Otro ejemplo de concreción de esta pulsión humana lo encontramos en El amante (1984) de Marguerite Duras. Una historia llena de sensualidad y de visión crítica sobre las desigualdades sociales que provocaba el colonialismo, donde se presenta el deseo humano como una fuerza ambivalente, caótica e inevitable. El relato centra su historia en el objeto de atención: «No se trataba de atraer al deseo. Estaba en quien lo provocaba o no existía». Así se plantea la ruptura con las normas convencionales y la concreción de la identidad de la protagonista que defiende su amor, el de una joven blanca de 15 años, con un hombre rico asiático de 27 años. El deseo surge en un contexto de desigualdad, con una relación que se plantea como transgresora e imposible, que al mismo tiempo no se idealiza: Duras retrata la complejidad y la tristeza que envuelve este amor. Se trata de una huella que se mantiene irreversible en la memoria, que dificulta su concreción, pero mantenemos la tentación de proyectarlo. Quizá por eso seguimos escribiendo, leyendo, viviendo: porque el deseo se esconde, se transforma, nos arrastra. Y sin él, simplemente, no seríamos.

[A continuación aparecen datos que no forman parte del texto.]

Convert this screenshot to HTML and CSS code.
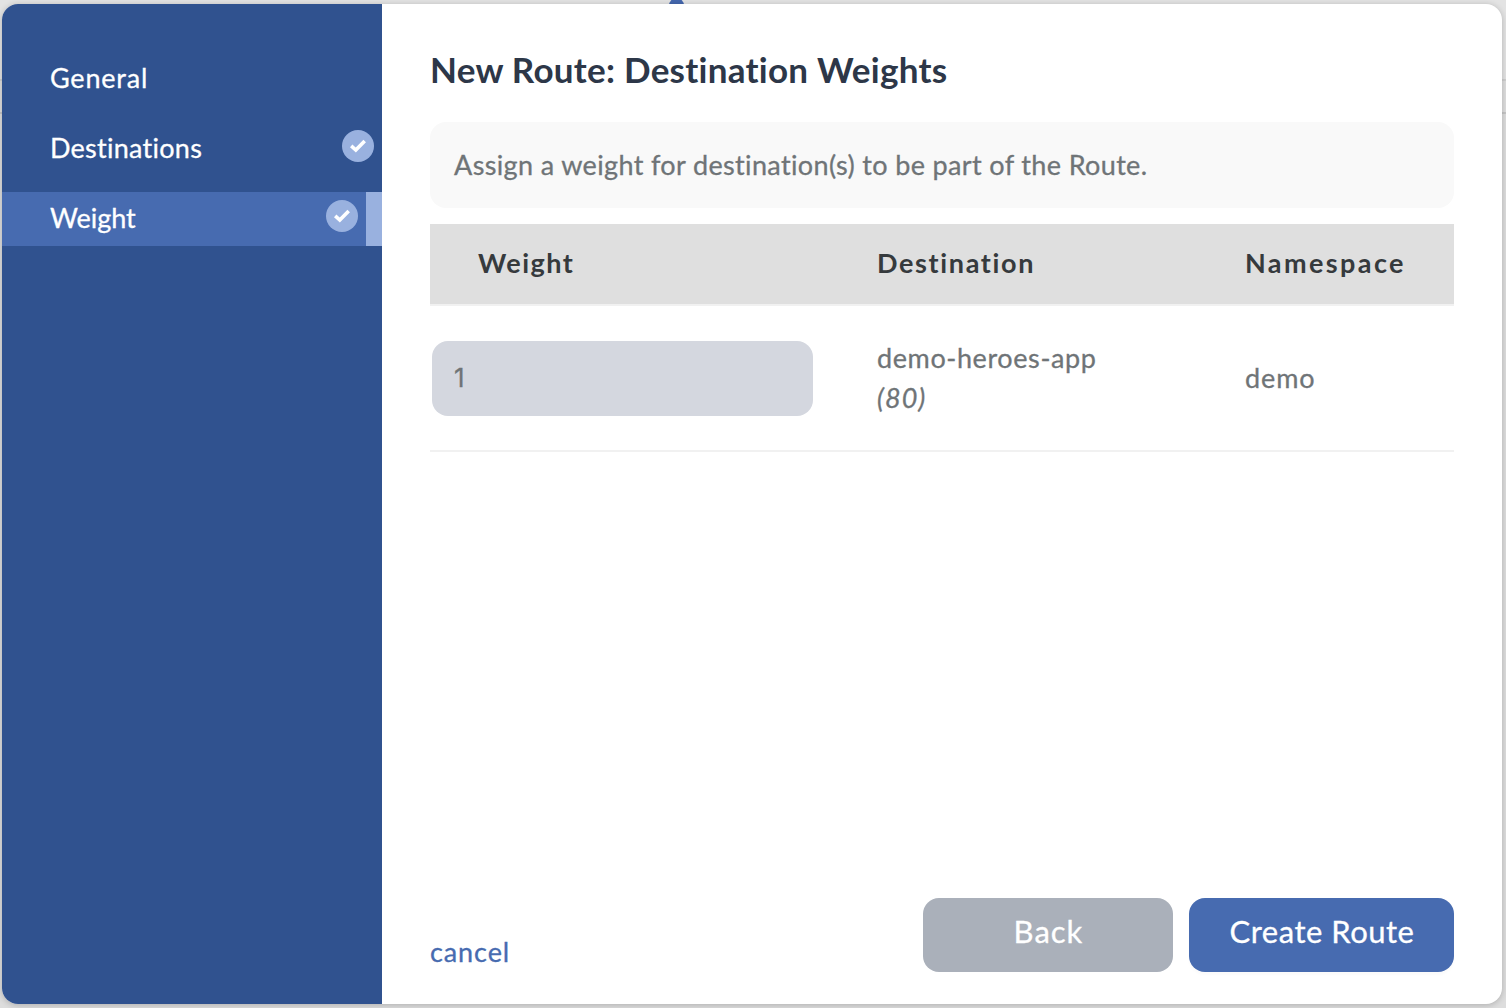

Hay libros que nos arden en las manos porque hablan de algo que no se puede tocar sin quemarse: el deseo. Esa emoción a medio camino entre el impulso y la esperanza, entre la carne y la imaginación. Lo deseado nunca está del todo al alcance, y sin embargo su fuerza es capaz de mover ciudades, guerras, novelas enteras. Desear es estar incompleto. Pero también es estar vivo.












Bellísimo artículo, Carles. Y me arriesgo a aconsejarte que leas a san Agustín, santa Teresa de Jesús y san Juan de la Cruz, que hablan de deseos y de esperanza, palabra ésta que deslizas al final de tu escrito y es la que aletea en aquella frase agustiniana, «nos hiciste, Señor, para Ti y nuestro corazón está inquieto hasta que descanse en Ti». Ya sé que introduzco la religión en el debate, pero es que creo que el hombre es un ser esencialmente religioso y lo seguirá siendo hasta el fin de los tiempos, aunque sea para negar lo que no tuvo principio y no tendrá fin. La trascendencia tiene mucho que ver con el deseo y la esperanza.